Eksaminasi Kasus JIS: Kekerasan Seksual Anak Direkayasa?

Kontras bersama Masyarakat Pemantau Peradilan Indonesia melakukan eksaminasi putusan pengadilan atas kasus dugaan pelecehan seks di JIS.

oleh Nafiysul Qodar diperbarui 01 Des 2015, 17:50 WIB
Setelah pemeriksaan selama 10 jam, guru Jakarta International School (JIS) Neil Bantleman dan Ferdinant Tjiong resmi ditahan pada Senin 14 Juli 2014 kemarin. Penahanan itu terkait dugaan pelecehan seksual di terhadap anak di bawah umur.

Liputan6.com, Jakarta - ‎Komisi untuk Orang Hilang dan Korban Tindak Kekerasan (Kontras) bersama Masyarakat Pemantau Peradilan Indonesia (MaPPI) melakukan eksaminasi terhadap putusan pengadilan atas kasus dugaan pelecehan seksual di Jakarta Intercultural School (JIS) --sebelumnya Jakarta International School--, Pondok Indah, Jakarta Selatan. Eksaminasi ini dilakukan sejak Juni 2015.

Kepala Divisi Pembelaan Hak Sipil Politik Kontras Putri Kanesia mengatakan, ‎kasus dugaan kekerasan seksual anak di JIS cenderung direkayasa. Bahkan proses peradilan terhadap para tersangka terkesan dipaksakan dan diwarnai penyiksaan oleh oknum penyidik.

"Berdasarkan temuan Kontras dan keterangan keluarga tersangka, ‎para tersangka mengalami penyiksaan selama proses penyelidikan.

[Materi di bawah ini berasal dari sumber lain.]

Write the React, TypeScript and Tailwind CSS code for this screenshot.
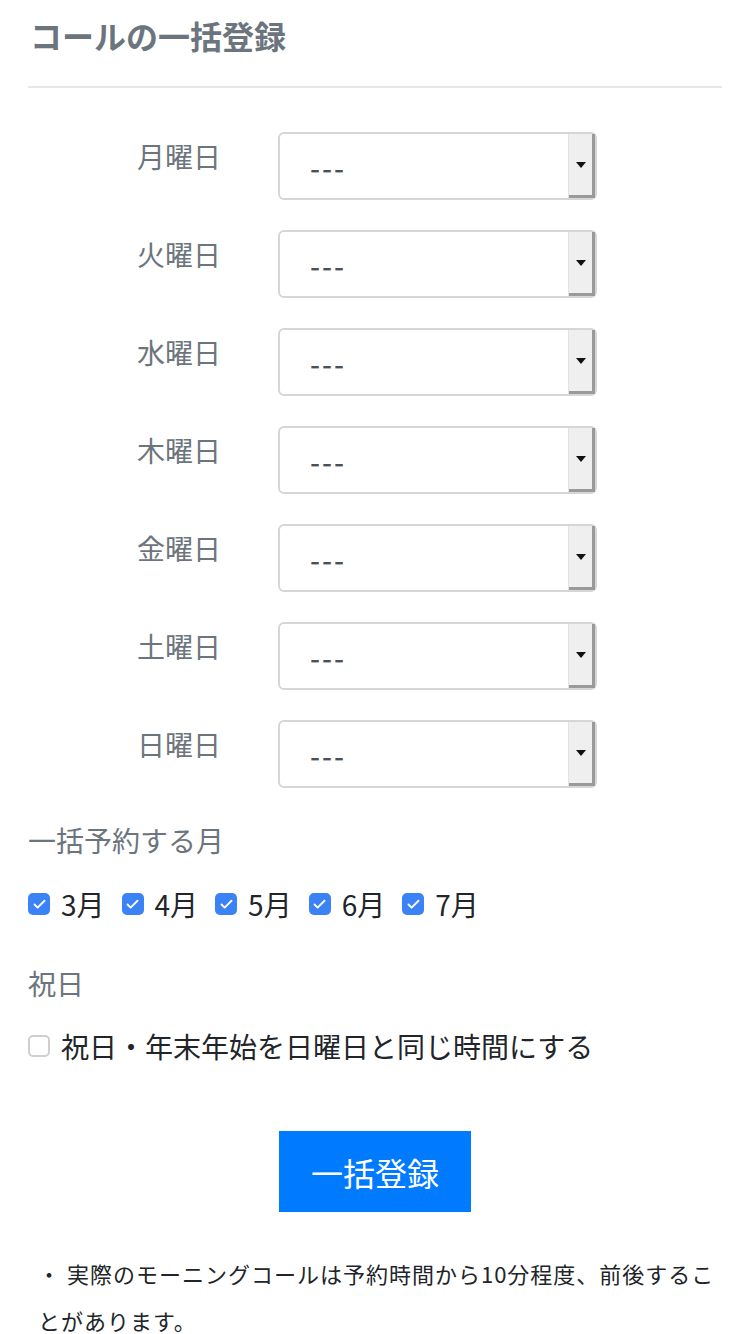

Kalau kasus itu benar adanya, kenapa tersangka harus disiksa untuk mengakui perbuatan yang ditudingkan," ujar Putri di Warung Daun, Menteng, Jakarta Pusat, Selasa (1/12/2015).

‎Putri juga menegaskan, hasil forensik dan keterangan sejumlah ahli di persidangan menunjukkan bahwa pada pokoknya tidak ada tindakan sodomi terhadap anak di JIS, sebagaimana dakwaan majelis hakim Pengadilan Negeri Jakarta Selatan.

"Hasil visum yang membuktikan adanya kekerasan seksual anak pun diragukan dengan munculnya fakta-fakta baru. Tapi itu tidak pernah di‎pertimbangkan oleh jaksa maupun majelis hakim," tutur dia.

Lebih jauh, Kontras melihat adanya pelanggaran hak anak dalam kasus tersebut. Karena kasus itu cenderung dipaksakan untuk memenuhi tekanan publik atas substansi peristiwa pidana agar terlihat bahwa kekerasan seksual anak benar-benar terjadi di sekolah bertaraf internasional itu.

"Ditemukannya fakta-fakta adanya dugaan pelanggaran pada proses hukum ini, maka yang paling dirugikan adalah kepentingan hak anak," papar Putri.

Namun begitu, Putri menegaskan, hasil eksaminasi ini tidak bertujuan untuk mengintervensi proses hukum pada kasus JIS. Kajian itu semata-mata dilakukan sebagai upaya kontrol oleh publik ‎terhadap kinerja aparat penegak hukum.

"Kami berharap hasil eksaminasi ini dapat menjadi pertimbangan bagi Mahkamah Agung, Kejaksaan Agung, dan Polri dalam melakukan koreksi kinerja aparatnya. Sehingga peristiwa salah tangkap maupun pemidanaan yang dipaksakan tidak pernah terjadi lagi," ungkap Putri.

Kajian ini dilakukan majelis eksaminator yang beranggotakan akademisi, aktivis, LSM, dokter forensik, hingga mantan jaksa. Kajian yang dilakukan sejak Juni 2015 itu menunjukkan, aparat penegak hukum telah gagal dalam mewujudkan keadilan dan perlindungan bagi anak serta memenuhi hak-hak tersangka.